Porting

Porting is paying off an existing mortgage and taking out a new one with the same terms on a new property. This allows your client to keep their current interest rate and related product features.

Tip:

For descriptions and examples of porting that you can share with your clients, check Nationwide’s porting page.

Product information and criteria

Not all products can be ported. Check your client’s original offer letter to confirm their mortgage is portable.

If your client wants to borrow more than their existing balance, they'll need to choose a product from our current range. This may have a different rate.

When you submit a porting application, you can change the term of your client’s mortgage, subject to criteria. Your client can also port from a joint mortgage to a single mortgage, or vice versa.

High LTV porting

If the LTV is higher than 85% some restrictions apply:

Porting an interest only or part & part mortgage

  • If your client has an interest only or part & part mortgage, they can keep the interest only amount they owe when their mortgage product is ported, but they must have an acceptable mortgage repayment strategy in place.
  • Any additional borrowing must be from our current product range, on a capital and interest repayment basis.
  • If your client has an interest only product and wants to increase their interest only borrowing, please speak to your BDM.

Early repayment charges (ERCs) and other costs

Your client won’t have to pay ERCs when they port the full balance of their existing mortgage to a new property.

If your client wants to borrow less than the outstanding amount on their existing mortgage, the difference must be repaid on completion of the new loan, and ERCs may apply to this amount.

For example, if your client owes £100,000 on the existing property and they want to borrow £80,000 on the new mortgage product for the new property, they'll need to pay ERCs on £20,000.

When we calculate ERCs, we treat a partial port the same way as an overpayment.
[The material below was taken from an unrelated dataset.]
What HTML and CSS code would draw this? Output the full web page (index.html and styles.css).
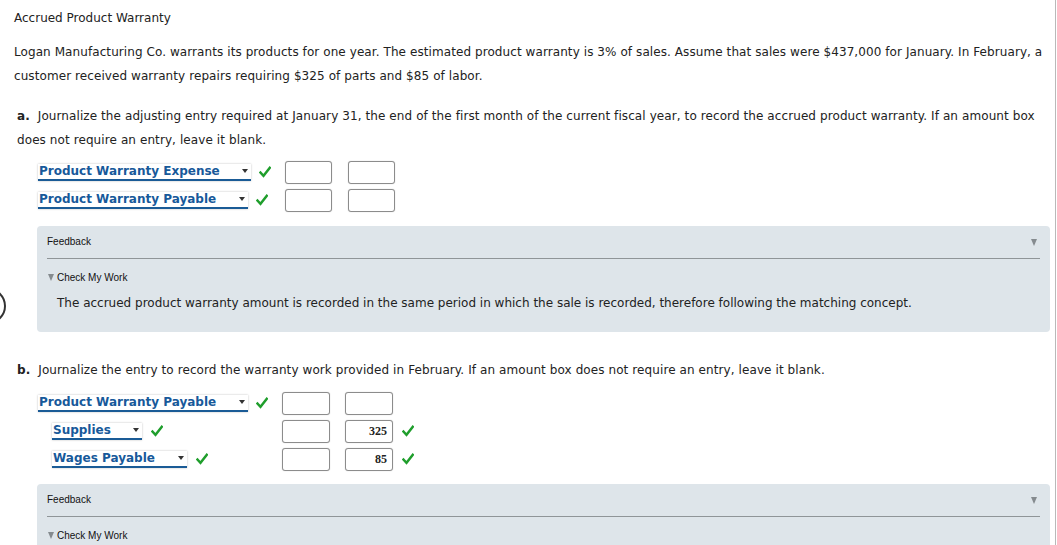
FILE: index.html
```html
<!DOCTYPE html>
<html>
<head>
<meta charset="utf-8">
<link rel="stylesheet" href="styles.css">
</head>
<body>
<div class="frame">
  <div class="ring"></div>
  <h1 class="title">Accrued Product Warranty</h1>
  <p class="intro">Logan Manufacturing Co. warrants its products for one year. The estimated product warranty is 3% of sales. Assume that sales were $437,000 for January. In February, a customer received warranty repairs requiring $325 of parts and $85 of labor.</p>

  <section class="part">
    <p class="prompt"><b class="lbl">a.</b> Journalize the adjusting entry required at January 31, the end of the first month of the current fiscal year, to record the accrued product warranty. If an amount box does not require an entry, leave it blank.</p>
    <div class="journal journal-a">
      <div class="row">
        <div class="acct"><span class="sel w213">Product Warranty Expense<i class="caret"></i></span><svg class="ok" viewBox="0 0 12 12"><path d="M1.5 6.5 L4.5 9.8 L10.8 1.8"/></svg></div>
        <span class="amt"></span><span class="amt"></span>
      </div>
      <div class="row">
        <div class="acct"><span class="sel w210">Product Warranty Payable<i class="caret"></i></span><svg class="ok" viewBox="0 0 12 12"><path d="M1.5 6.5 L4.5 9.8 L10.8 1.8"/></svg></div>
        <span class="amt"></span><span class="amt"></span>
      </div>
    </div>
    <div class="feedback">
      <div class="fb-head">Feedback<i class="fb-tri"></i></div>
      <div class="cmw"><i class="cmw-tri"></i>Check My Work</div>
      <p class="fb-text">The accrued product warranty amount is recorded in the same period in which the sale is recorded, therefore following the matching concept.</p>
    </div>
  </section>

  <section class="part part-b">
    <p class="prompt"><b class="lbl">b.</b> Journalize the entry to record the warranty work provided in February. If an amount box does not require an entry, leave it blank.</p>
    <div class="journal journal-b">
      <div class="row">
        <div class="acct"><span class="sel w210">Product Warranty Payable<i class="caret"></i></span><svg class="ok" viewBox="0 0 12 12"><path d="M1.5 6.5 L4.5 9.8 L10.8 1.8"/></svg></div>
        <span class="amt"></span><span class="amt"></span>
      </div>
      <div class="row">
        <div class="acct indent"><span class="sel w90">Supplies<i class="caret"></i></span><svg class="ok" viewBox="0 0 12 12"><path d="M1.5 6.5 L4.5 9.8 L10.8 1.8"/></svg></div>
        <span class="amt"></span><span class="amt">325</span><svg class="ok" viewBox="0 0 12 12"><path d="M1.5 6.5 L4.5 9.8 L10.8 1.8"/></svg>
      </div>
      <div class="row">
        <div class="acct indent"><span class="sel w135">Wages Payable<i class="caret"></i></span><svg class="ok" viewBox="0 0 12 12"><path d="M1.5 6.5 L4.5 9.8 L10.8 1.8"/></svg></div>
        <span class="amt"></span><span class="amt">85</span><svg class="ok" viewBox="0 0 12 12"><path d="M1.5 6.5 L4.5 9.8 L10.8 1.8"/></svg>
      </div>
    </div>
    <div class="feedback fb-b">
      <div class="fb-head">Feedback<i class="fb-tri"></i></div>
      <div class="cmw"><i class="cmw-tri"></i>Check My Work</div>
    </div>
  </section>
</div>
</body>
</html>
```

FILE: styles.css
```css
* { box-sizing: border-box; }
html, body { margin: 0; padding: 0; background: #fff; overflow: hidden; }
body {
  font-family: "DejaVu Sans", Verdana, sans-serif;
  font-size: 12px;
  color: #222;
}
.frame {
  position: relative;
  width: 1056px;
  height: 545px;
  border-right: 1px solid #b9b9b9;
  padding: 9px 0 0 14px;
  overflow: hidden;
}
.ring {
  position: absolute;
  left: -30px;
  top: 288px;
  width: 36px;
  height: 36px;
  border: 2px solid #333;
  border-radius: 50%;
}
.title {
  margin: 0;
  font-size: 12px;
  font-weight: normal;
  line-height: 18px;
}
.intro {
  margin: 13px 0 0;
  line-height: 24px;
  width: 1036px;
  letter-spacing: 0.08px;
}
.part { margin-top: 16px; padding-left: 3px; }
.part-b { margin-top: 26px; }
.prompt {
  margin: 0;
  line-height: 24px;
  width: 1033px;
  letter-spacing: 0.09px;
}
.lbl { font-weight: bold; display: inline-block; margin-right: 4px; }
.journal { margin-top: 6px; padding-left: 21px; }
.journal-b { margin-top: 7px; }
.row {
  display: grid;
  align-items: center;
  height: 28px;
}
.journal-a .row { grid-template-columns: 231px 47px 47px; column-gap: 16px; }
.journal-b .row { grid-template-columns: 229px 48px 48px 12px; column-gap: 15px; }
.journal-b .row > .ok { margin-left: -6px; }
.acct { display: flex; align-items: center; gap: 8px; }
.acct.indent { padding-left: 14px; gap: 9px; }
.sel {
  position: relative;
  display: inline-block;
  flex: none;
  height: 17px;
  line-height: 15px;
  font-weight: bold;
  color: #17599a;
  background: #fff;
  border-bottom: 2px solid #1a5b96;
  box-shadow: 0 0 2px rgba(0,0,0,0.25);
  padding-left: 1px;
  white-space: nowrap;
}
.w213 { width: 213px; }
.w210 { width: 210px; }
.w90 { width: 90px; }
.w135 { width: 135px; }
.caret {
  position: absolute;
  right: 3px;
  top: 5px;
  width: 0; height: 0;
  border-left: 3.5px solid transparent;
  border-right: 3.5px solid transparent;
  border-top: 4px solid #333;
}
.ok {
  width: 12px;
  height: 12px;
  flex: none;
}
.ok path {
  fill: none;
  stroke: #1f9e2c;
  stroke-width: 2.4;
  stroke-linecap: square;
}
.amt {
  display: block;
  height: 23px;
  border: 1.5px solid #8c8c8c;
  border-radius: 3px;
  background: #fff;
  box-shadow: 0 0 1px rgba(0,0,0,0.3);
  font-family: "Liberation Serif", "Times New Roman", serif;
  font-weight: bold;
  font-size: 12px;
  line-height: 20px;
  text-align: right;
  padding-right: 5px;
  color: #222;
}
.feedback {
  margin-top: 12px;
  margin-left: 20px;
  width: 1013px;
  background: #dee5ea;
  border-radius: 4px;
  padding: 9px 10px 20px 10px;
  font-family: "Liberation Sans", Arial, sans-serif;
}
.fb-b { margin-top: 11px; }
.fb-head {
  position: relative;
  font-size: 10px;
  line-height: 14px;
  padding-bottom: 9px;
  border-bottom: 1px solid #8f9598;
  color: #111;
}
.fb-tri {
  position: absolute;
  right: 3px;
  top: 4px;
  width: 0; height: 0;
  border-left: 3.5px solid transparent;
  border-right: 3.5px solid transparent;
  border-top: 7px solid #858b8f;
}
.cmw {
  margin-top: 12px;
  font-size: 10px;
  line-height: 14px;
  color: #111;
  display: flex;
  align-items: center;
}
.cmw-tri {
  display: inline-block;
  width: 0; height: 0;
  border-left: 3.5px solid transparent;
  border-right: 3.5px solid transparent;
  border-top: 7px solid #858b8f;
  margin: 0 3px 1px 1px;
}
.fb-text {
  margin: 9px 0 0 10px;
  font-family: "DejaVu Sans", Verdana, sans-serif;
  font-size: 12px;
  line-height: 18px;
  color: #222;
}
```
Using the example above, if your client is not porting £20,000, but they have an unused overpayment allowance for the year of £10,000, we'll only charge an ERC on the £10,000 difference.

Tip:

The redemption statement we send to your client will show ERCs that are part of the mortgage product, even if they are not payable. Your client’s solicitor will need to remove these before sending the redemption payment through to us.

Fees

There are no product or booking fees on like for like or partial porting. Your client will need to pay the fee if they choose a product with a fee for any additional borrowing.

Overpayments

Any overpayment of an ERC or other fees will be refunded. If the borrowers have changed, the refund will be sent to the solicitor. If the borrowers are the same, the refund will be sent to the bank details provided on the account being redeemed.


Delayed purchases

When porting, we usually expect the sale and purchase transactions to complete on the same day. However, we understand there could be delays in the completion of a purchase, or your client may not have found a new property yet.

If your client must redeem their existing mortgage prior to completion of their new mortgage, they'll need to pay any ERCs on redemption.

  • If we’ve already produced a mortgage offer, we'll continue to process your client’s application. The new property purchase must complete within the offer validity period, with no material changes to the offer.
  • If we've not produced a mortgage offer or material changes are required, your client will have up to 180 days from the redemption date to reach completion. However, a paper application will be required in these cases.

Any ERCs due to be returned will be refunded within 5 working days of completion on the new mortgage. If the borrowers have changed from the original mortgage, the refund will be sent to the solicitor. If the borrowers are the same, the refund will be sent to the bank details provided on the redeemed account.

If your client cannot complete on their new property within 180 days of redeeming their original mortgage, the porting facility will be lost. You'll need to submit a new application for a product in our current range. This does not guarantee we'll accept a future application. Any ERCs paid will not be refunded.

The original product term will pause at redemption and restart on completion. This means that the original product end date will extend by the number of days between redemption and completion.


Porting application process

You can produce a DIP or Mortgage Illustration for ported cases and submit most applications via NFI Online. Only home mover or second property home mover applications can be used for porting. 

Before applying, be sure that

  • The client’s personal details on their existing account are accurate and up to date.
  • Their existing account is no more than one month in arrears.
  • Your client understands that the amount to be ported will not go down based on payments they make on their existing account between applying to port and completion of the new purchase.

You'll need a paper mortgage application form for certain types of porting:

  • Non-simultaneous porting
  • 25 year fixed rate
  • 5 or more accounts with no additional borrowing
  • 4 or more accounts with further borrowing
  • Client will be more than 75 years old at the end of the term of the ported mortgage (like for like applications only).
  • 3 or more clients (like for like applications only).

To submit a paper application, you'll need to contact our technical support team to obtain a ticket reference number. 

You'll then need to email the full application to mso.rekeys@nationwide.co.uk or post it to: 

Nationwide Building Society (IPA)
Northampton Service Centre
Kings Park Road
Moulton Park
Northampton
NN3 6NW

We'll send you a Mortgage Illustration for these applications by fax or post within 48 hours, if we receive the form by 3pm.